Manifestation dans la ville de Khabarovsk, en Russie, le 25 juillet 2020. Photo REUTERS/Evgenii Pereverzev
D'importantes manifestations contre le gouvernement se sont de nouveau déroulées samedi dans la région russe de Khabarovsk, en Extrême-Orient, après l'arrestation d'un gouverneur populaire et son remplacement cette semaine par un homme nommé par le Kremlin et qui n'a jamais vécu dans cette région.
Les habitants de Khabarovsk, près de la frontière avec la Chine, sont descendus en masse dans la rue depuis l'arrestation le 9 juillet du gouverneur régional, Sergueï Fourgal, accusé de meurtres et limogé lundi. Les manifestations sont parmi les plus importantes contre le gouvernement en Russie depuis des années et le Kremlin a affirmé cette semaine qu'elles étaient alimentées par des militants de l'opposition de l'extérieur de la région.
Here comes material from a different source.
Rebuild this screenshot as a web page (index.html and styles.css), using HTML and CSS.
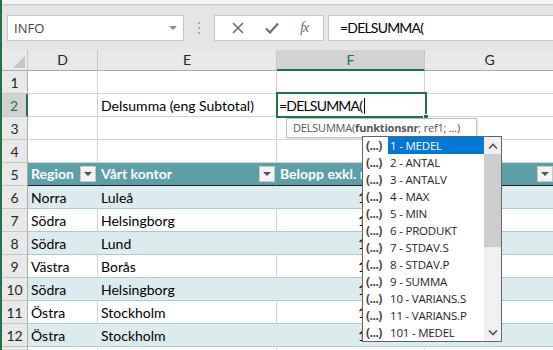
FILE: index.html
```html
<!DOCTYPE html>
<html>
<head>
    <meta charset="utf-8">
    <link rel="stylesheet" href="styles.css">
</head>
<body>
    <div class="edge"></div>
    <div class="app">
        <div class="ribbon_edge"></div>
        <div class="fbar">
            <div class="namebox">
                <span>INFO</span>
                <svg width="8" height="5" viewBox="0 0 8 5"><path d="M0 0h8L4 4z" fill="#8a8a8a"/></svg>
            </div>
            <div class="grip"><i></i><i></i><i></i></div>
            <div class="fbtns">
                <svg width="12" height="12" viewBox="0 0 12 12"><path d="M1 1l10 10M11 1L1 11" stroke="#6e6e6e" stroke-width="1.6"/></svg>
                <svg width="14" height="12" viewBox="0 0 14 12"><path d="M1 6.5l4 4L13 1.5" stroke="#6e6e6e" stroke-width="2.2" fill="none"/></svg>
                <span class="fx">fx</span>
            </div>
            <div class="finput">=DELSUMMA(</div>
        </div>

        <div class="sheet">
            <div class="corner"><svg width="12" height="12" viewBox="0 0 12 12"><path d="M12 0v12H0z" fill="#c4c4c4"/></svg></div>
            <div class="colhead">D</div>
            <div class="colhead">E</div>
            <div class="colhead active">F</div>
            <div class="colhead">G</div>

            <div class="rowhead">1</div>
            <div class="cell"></div><div class="cell"></div><div class="cell"></div><div class="cell"></div>

            <div class="rowhead active">2</div>
            <div class="cell"></div><div class="cell">Delsumma (eng Subtotal)</div><div class="cell"></div><div class="cell"></div>

            <div class="rowhead">3</div>
            <div class="cell"></div><div class="cell"></div><div class="cell"></div><div class="cell"></div>

            <div class="rowhead">4</div>
            <div class="cell"></div><div class="cell"></div><div class="cell"></div><div class="cell"></div>

            <div class="rowhead">5</div>
            <div class="cell th"><span>Region</span><b class="filter"></b></div>
            <div class="cell th"><span>Vårt kontor</span><b class="filter"></b></div>
            <div class="cell th"><span>Belopp exkl. m</span><b class="filter"></b></div>
            <div class="cell th"><span></span><b class="filter"></b></div>

            <div class="rowhead">6</div>
            <div class="cell band">Norra</div><div class="cell band">Luleå</div><div class="cell band num">1</div><div class="cell band"></div>
            <div class="rowhead">7</div>
            <div class="cell plain">Södra</div><div class="cell plain">Helsingborg</div><div class="cell plain num">1</div><div class="cell plain"></div>
            <div class="rowhead">8</div>
            <div class="cell band">Södra</div><div class="cell band">Lund</div><div class="cell band num">1</div><div class="cell band"></div>
            <div class="rowhead">9</div>
            <div class="cell plain">Västra</div><div class="cell plain">Borås</div><div class="cell plain num">1</div><div class="cell plain"></div>
            <div class="rowhead">10</div>
            <div class="cell band">Södra</div><div class="cell band">Helsingborg</div><div class="cell band num">1</div><div class="cell band"></div>
            <div class="rowhead">11</div>
            <div class="cell plain">Östra</div><div class="cell plain">Stockholm</div><div class="cell plain num">1</div><div class="cell plain"></div>
            <div class="rowhead">12</div>
            <div class="cell band">Östra</div><div class="cell band">Stockholm</div><div class="cell band num">1</div><div class="cell band"></div>
            <div class="rowhead"></div>
            <div class="cell"></div><div class="cell"></div><div class="cell"></div><div class="cell"></div>
        </div>

        <!-- cell in edit mode -->
        <div class="editor">=DELSUMMA(<span class="caret"></span><b class="handle"></b></div>

        <div class="tip">DELSUMMA(<b>funktionsnr</b>; ref1; ...)</div>

        <div class="dropdown">
            <ul class="items">
                <li class="selected"><span class="ic">(...)</span><span class="txt">1 - MEDEL</span></li>
                <li><span class="ic">(...)</span><span class="txt">2 - ANTAL</span></li>
                <li><span class="ic">(...)</span><span class="txt">3 - ANTALV</span></li>
                <li><span class="ic">(...)</span><span class="txt">4 - MAX</span></li>
                <li><span class="ic">(...)</span><span class="txt">5 - MIN</span></li>
                <li><span class="ic">(...)</span><span class="txt">6 - PRODUKT</span></li>
                <li><span class="ic">(...)</span><span class="txt">7 - STDAV.S</span></li>
                <li><span class="ic">(...)</span><span class="txt">8 - STDAV.P</span></li>
                <li><span class="ic">(...)</span><span class="txt">9 - SUMMA</span></li>
                <li><span class="ic">(...)</span><span class="txt">10 - VARIANS.S</span></li>
                <li><span class="ic">(...)</span><span class="txt">11 - VARIANS.P</span></li>
                <li><span class="ic">(...)</span><span class="txt">101 - MEDEL</span></li>
            </ul>
            <div class="scroll">
                <div class="arrow"><svg width="10" height="6" viewBox="0 0 10 6"><path d="M1 5.5L5 1.5l4 4" stroke="#555" stroke-width="1.6" fill="none"/></svg></div>
                <div class="thumb"></div>
                <div class="track"></div>
                <div class="arrow"><svg width="10" height="6" viewBox="0 0 10 6"><path d="M1 .5l4 4 4-4" stroke="#555" stroke-width="1.6" fill="none"/></svg></div>
            </div>
        </div>
    </div>
</body>
</html>
```

FILE: styles.css
```css
* {
    box-sizing: border-box;
}
body {
    margin: 0;
    width: 553px;
    height: 350px;
    overflow: hidden;
    display: flex;
    background-color: #fff;
    font-family: Lato, "Liberation Sans", sans-serif;
}
.edge {
    width: 2px;
    flex: none;
    background-color: #217346;
}
.app {
    position: relative;
    flex: 1;
    overflow: hidden;
}

/* formula bar */
.ribbon_edge {
    height: 4px;
    background-color: #f5f5f5;
    box-shadow: 0 1px 2px rgba(0, 0, 0, 0.18);
    position: relative;
}
.fbar {
    height: 46px;
    background-color: #e6e6e6;
    display: flex;
    align-items: flex-start;
    padding: 11px 0 0 5px;
}
.namebox {
    width: 177px;
    height: 26px;
    background-color: #fff;
    border: 1px solid #c6c6c6;
    display: flex;
    align-items: center;
    justify-content: space-between;
    padding: 0 6px 0 6px;
    font: 13px "Open Sans", sans-serif;
    color: #444;
}
.grip {
    width: 30px;
    height: 26px;
    display: flex;
    flex-direction: column;
    align-items: center;
    justify-content: center;
    gap: 3px;
}
.grip i {
    width: 2px;
    height: 2px;
    background-color: #a8a8a8;
}
.fbtns {
    width: 110px;
    height: 26px;
    background-color: #fff;
    border: 1px solid #c6c6c6;
    display: flex;
    align-items: center;
    justify-content: space-around;
    padding: 0 4px 0 6px;
}
.fx {
    font: italic 14px "Liberation Serif", serif;
    color: #6e6e6e;
    letter-spacing: -1px;
}
.finput {
    flex: 1;
    margin-left: 4px;
    height: 26px;
    background-color: #fff;
    border: 1px solid #c6c6c6;
    border-right: none;
    padding: 3px 0 0 11px;
    font-size: 14px;
    letter-spacing: -0.8px;
    color: #000;
}

/* grid */
.sheet {
    display: grid;
    grid-template-columns: 26px 70px 179px 148px 130px;
    grid-template-rows: 21px;
    grid-auto-rows: 23px;
    font-size: 14px;
}
.corner {
    background-color: #e9e9e9;
    border-right: 1px solid #c6c6c6;
    border-bottom: 1px solid #ababab;
    display: flex;
    align-items: flex-end;
    justify-content: flex-end;
    padding: 0 2px 2px 0;
}
.colhead {
    background-color: #e9e9e9;
    border-right: 1px solid #c6c6c6;
    border-bottom: 1px solid #ababab;
    text-align: center;
    line-height: 20px;
    color: #262626;
}
.colhead.active {
    background-color: #d2d2d2;
    color: #217346;
    border-bottom: 2px solid #217346;
}
.rowhead {
    background-color: #e9e9e9;
    border-right: 1px solid #ababab;
    border-bottom: 1px solid #c6c6c6;
    text-align: center;
    line-height: 24px;
    color: #262626;
}
.rowhead.active {
    background-color: #d2d2d2;
    color: #217346;
    border-right: 2px solid #217346;
}
.cell {
    border-right: 1px solid #d4d4d4;
    border-bottom: 1px solid #d4d4d4;
    padding: 0 3px 0 3px;
    line-height: 24px;
    white-space: nowrap;
    color: #000;
}
.th {
    background-color: #5b9fa9;
    border-right-color: #5b9fa9;
    border-bottom: 1px solid #1f1f1f;
    color: #fff;
    font-weight: bold;
    display: flex;
    align-items: center;
    gap: 4px;
    padding-right: 1px;
}
.th span {
    flex: 1;
    overflow: hidden;
}
.filter {
    width: 16px;
    height: 16px;
    flex: none;
    background-color: #f4f4f4;
    border: 1px solid #c8c8c8;
    display: flex;
    align-items: center;
    justify-content: center;
}
.filter::after {
    content: "";
    border-left: 4px solid transparent;
    border-right: 4px solid transparent;
    border-top: 4px solid #555;
}
.band {
    background-color: #dcebee;
    border-right-color: #dcebee;
    border-bottom-color: #a3cdd3;
}
.plain {
    border-bottom-color: #a3cdd3;
}
.num {
    padding-left: 81px;
}

/* editing overlays */
.editor {
    position: absolute;
    left: 274px;
    top: 92px;
    width: 151px;
    height: 26px;
    border: 2px solid #217346;
    background-color: #fff;
    padding-left: 1px;
    font-size: 14px;
    letter-spacing: -0.8px;
    line-height: 23px;
    white-space: nowrap;
}
.caret {
    display: inline-block;
    width: 1px;
    height: 16px;
    background-color: #000;
    vertical-align: -3px;
    margin-left: 2px;
}
.handle {
    position: absolute;
    right: -4px;
    bottom: -4px;
    width: 6px;
    height: 6px;
    background-color: #217346;
    border: 1px solid #fff;
}
.tip {
    position: absolute;
    left: 284px;
    top: 118px;
    width: 191px;
    height: 20px;
    background-color: #fff;
    border: 1px solid #bdbdbd;
    box-shadow: 1px 1px 2px rgba(0, 0, 0, 0.12);
    padding-left: 6px;
    font: 11px/18px "Open Sans", sans-serif;
    letter-spacing: -0.2px;
    color: #555;
    white-space: nowrap;
}
.dropdown {
    position: absolute;
    left: 360px;
    top: 136px;
    width: 140px;
    height: 206px;
    background-color: #fff;
    border: 1px solid #646464;
    display: flex;
}
.items {
    list-style: none;
    margin: 0;
    padding: 0;
    flex: 1;
    font: 11.5px "Open Sans", sans-serif;
    letter-spacing: -0.2px;
    color: #1e1e1e;
}
.items li {
    height: 17px;
    display: flex;
    align-items: center;
    padding-left: 3px;
}
.ic {
    width: 22px;
    font-size: 12px;
    font-weight: bold;
    color: #444;
    letter-spacing: -0.5px;
}
.txt {
    flex: 1;
    height: 17px;
    line-height: 17px;
    padding-left: 2px;
}
.selected .txt {
    background-color: #0078d7;
    color: #fff;
}
.scroll {
    width: 17px;
    background-color: #f0f0f0;
    display: flex;
    flex-direction: column;
}
.arrow {
    height: 17px;
    display: flex;
    align-items: center;
    justify-content: center;
}
.thumb {
    height: 93px;
    background-color: #cdcdcd;
}
.track {
    flex: 1;
}
```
Des milliers de personnes ont marché dans les rues de Khabarovsk, agitant le drapeau régional, brandissant des banderoles et scandant des slogans hostiles au président Vladimir Poutine, alors que les voitures qui passaient klaxonnaient en signe d'appui.
"Nous voulons que notre gouverneur soit libéré car nous pensons qu'il a très probablement été arrêté illégalement", a déclaré la manifestante Alina Slepova, 24 ans. Les manifestants se sont rassemblés devant le siège de l'administration régionale sur la place Lénine, criant "Liberté" et "Poutine, démissionne".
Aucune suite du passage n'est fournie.